- Born: 23 October 1854 Everton, Liverpool, England
- Died: 7 September 1937 (aged 82) London, England
- Education: Royal College of Science
- Known for: Lichenology
- Scientific career
- Fields: Botany
- Workplaces: British Museum (Natural History)
- Author abbrev. (botany): A.L.Sm.

= Annie Lorrain Smith =

British lichenologist

Annie Lorrain Smith (23 October 1854 – 7 September 1937) was a British lichenologist whose Lichens (1921) was an essential textbook for several decades. She was also a mycologist and founder member of the British Mycological Society, where she served as president for two terms.

==Early life and education==
Though born in Liverpool, she lived with her family in rural Dumfriesshire where her father Walter was Free Church of Scotland minister in Half Morton parish a few miles north of Gretna Green. Her mother was Annie Lorrain née Brown. She had several talented siblings, including the pathologist, Professor James Lorrain Smith.
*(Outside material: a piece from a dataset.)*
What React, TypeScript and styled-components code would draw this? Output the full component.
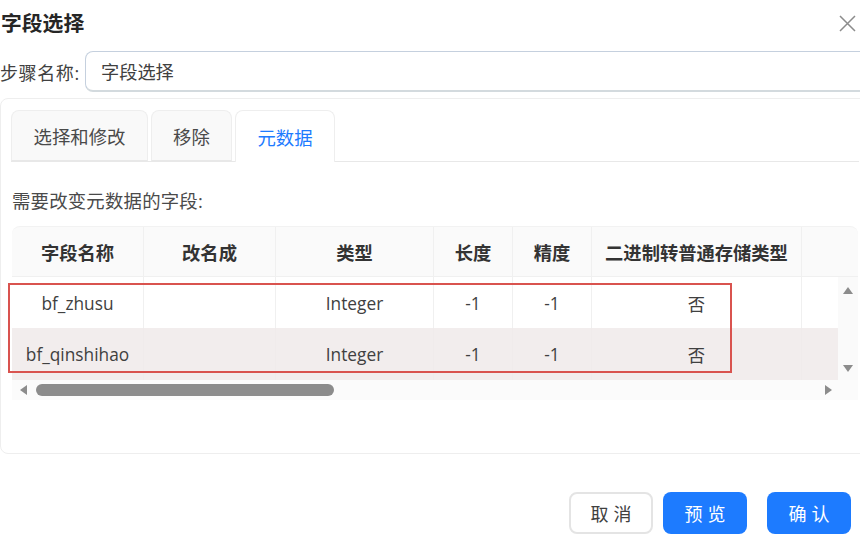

After school in Edinburgh she went abroad to study French and German, and then worked as a governess. She moved to London, started studying botany in about 1878 went to classes at the Royal College of Science taught by D. H. Scott.

== Career ==
Scott found work for Lorrain-Smith at the Natural History Museum to curate Anton de Bary's collection of slides of microscopical fungi, but she had to be paid from a special fund because women could not officially be employed there. She soon was responsible for identifying most of the fungi which arrived to the museum. She identified and reported on newly collected fungi, arriving from abroad as well as from the UK, and in total worked in the museum's cryptogamic herbarium from 1892 until 1933. She published various papers from 1895 to 1920.
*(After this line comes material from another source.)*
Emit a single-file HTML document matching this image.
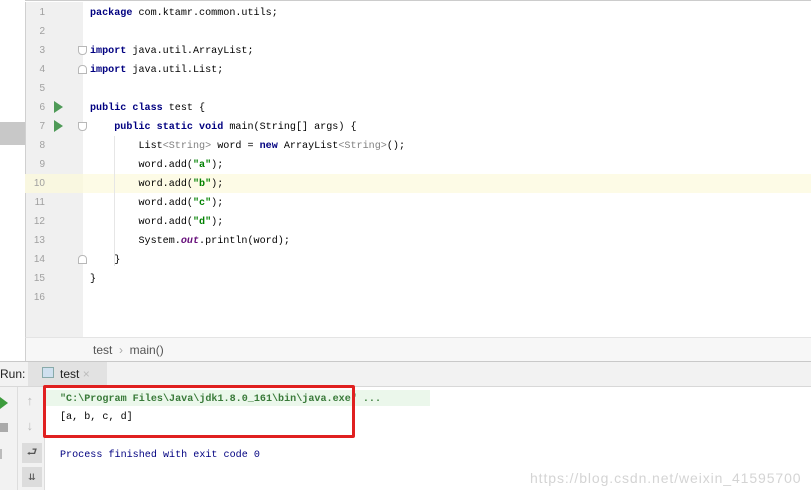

Smith led a lichen survey of Clare Island, which was outside Clew Bay in Ireland, in 1910 and 1911. The Clare Island Survey involved not only Irish but also several European scientists who were all looking at different aspects of the island's natural history. The team were credited with the first project aimed at characterising a particular biogeographic area. In 1921 Smith wrote the illustrated Handbook of British Lichens which was a key to all known British lichens. In the same year Lichens was published and was quickly established as a classic text.

== Honours ==
In December 1904 she was elected one of the first women Fellows of the Linnaean Society (others included Ethel Sargant and Margaret Jane Benson) after a change in the society's bye-laws. She was later a member of their council (1918 -1921). She was a founding member of the British Mycological Society and was the president twice (1907, 1917). In 1931, when she was nearly seventy-seven, she was awarded a civil list pension "in recognition of her services to botanical science" and she retired the following year. In 1934 came an OBE: "Miss Annie Lorrain-Smith, F. L. S. for contributions to mycology and lichenology."

== Other information ==
She was committed to the cause of women's suffrage and women's rights and enjoyed foreign travel. She lived with her older sister for 50 years and was affected by her death in 1933. Lorrain Smith retired in 1934 and died in London in 1937.

== Eponymous taxa ==
The lichenised fungus Verrucaria lorrain-smithiae was named after her by Matilda Cullen Knowles.

==Selected publications==
- Crombie, James M. (1894). "A Monograph of Lichens Found in Britain: Being a Descriptive Catalogue of the Species in the Herbarium of the British Museum, Part 1"
- Wrigley, M. (1911). "Studies of Trees and Flowers"
- Smith, Annie Lorrain (1911). "A Monograph of Lichens Found in Britain: Being a Descriptive Catalogue of the Species in the Herbarium of the British Museum, Volume 2"
- Smith, Annie Lorrain (1921). "Lichens"
- Smith, Annie Lorrain (1921). Handbook of the British lichens. British Museum.